Welcome
Speech by Foreign Minister Frank‑Walter Steinmeier at the presentation of the German‑Polish history book at the Robert Jungk Secondary School, Berlin
My dear Witold,
honoured pupils,
ladies and gentlemen,
Two hours from now, Witold Waszczykowski and I will take part in a joint meeting of the Polish and German Cabinets at the Federal Chancellery.
It will be an impressive event – the participants will arrive in official flagged cars with a motorcycle escort, military honours and, I am sure, a huge bank of journalists with their cameras and microphones lying in wait.
And why not? We do, after all, have something to celebrate – twenty‑five years of the German‑Polish Treaty on Good‑Neighbourliness. Twenty‑five years in which Germans and Poles have finally become what Willy Brandt once dreamed of – good neighbours in Europe.
Some of you will be thinking that this should surely be perfectly normal in the EU now, in 2016. But it is not entirely a matter of course, considering everything that the Germans did to the Poles in the 20th century. And, let me add, it is sadly not entirely a matter of course in a Europe whose inner cohesion is, now in particular, no longer what it was.
My dear Witold, the fact that we are about to sit down together at the same table – even if we are not always of the same opinion – is and remains a reason for me to give thanks.
Thanks for the courageous struggle for freedom waged by the dock workers in Gdansk. Thanks for the willingness of our Polish neighbours to trust us Germans once again. And thanks for the countless person‑to‑person contacts that have been made since the Iron Curtain was torn down, above all between you, the young people of Poland and Germany – regardless of who happens to be in power in Warsaw or Berlin. We are united by far more than passes by Robert Lewandowski and Lukas Podolski.
It is for this reason that this event, the presentation of the German‑Polish history book in the comparably modest hall of the Robert Jungk School, is in my opinion no less important than the big intergovernmental gathering in the Chancellery.
My honoured school pupils, from the next academic year you will be using the first volume of this new history textbook in your lessons – as will, we hope, many other young people in Warsaw and Wrocław, in Poznań, Potsdam and Halle.
My sincere thanks go to all the authors of this work, who fine‑tuned the text in endless meetings and, where necessary, fought for the right wording.
I think the effort was worthwhile. A wonderful book has been produced.
A book that makes you more sensitive to the dreams and traumas that our neighbours entertain in connection with our shared history. A book that will hopefully help you develop a joint German‑Polish view of our past – taking into account the shadows that it casts to the present day as well as the light.
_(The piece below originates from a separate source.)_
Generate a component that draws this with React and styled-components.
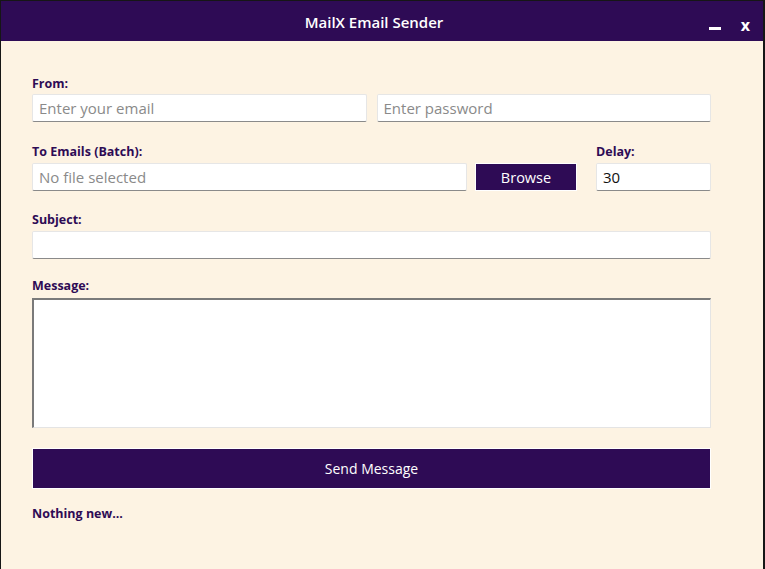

When I visited Warsaw two months ago I spoke of a particularly heartening episode from our common past. What I spoke of was the Congress of Gniezno. More than a thousand years ago, Holy Roman Emperor Otto III travelled to Gniezno. At the border, on the banks of the river Bóbr, he was met by Duke Bolesław of Poland. Recognising him as his peer, Otto placed his own imperial crown on Bolesław’s head as a mark of friendship. And Bolesław recognised in him a fellow human being and perhaps even a friend. A noteworthy encounter between two men who felt themselves to be part of the same common Europe. And also an early indication of what German‑Polish relations could be like.
In fact, my dear Witold, it’s the perfect frame of reference for our intergovernmental consultations today!
However, when I leafed through the new textbook, there was one thing that struck me as not being quite so contemporary – the presents. Otto gave Bolesław a nail from the Cross, and Bolesław returned the favour by presenting Otto with St Adalbert’s arm.
My dear Witold, our customs really have changed over the centuries. Nowadays we simply fly together to Paris to watch our football teams battle it out on the pitch! And in the Euro 2016 group stage in the Stade de France, our teams proved to be the ultimate diplomats, agreeing to part on an even 0:0.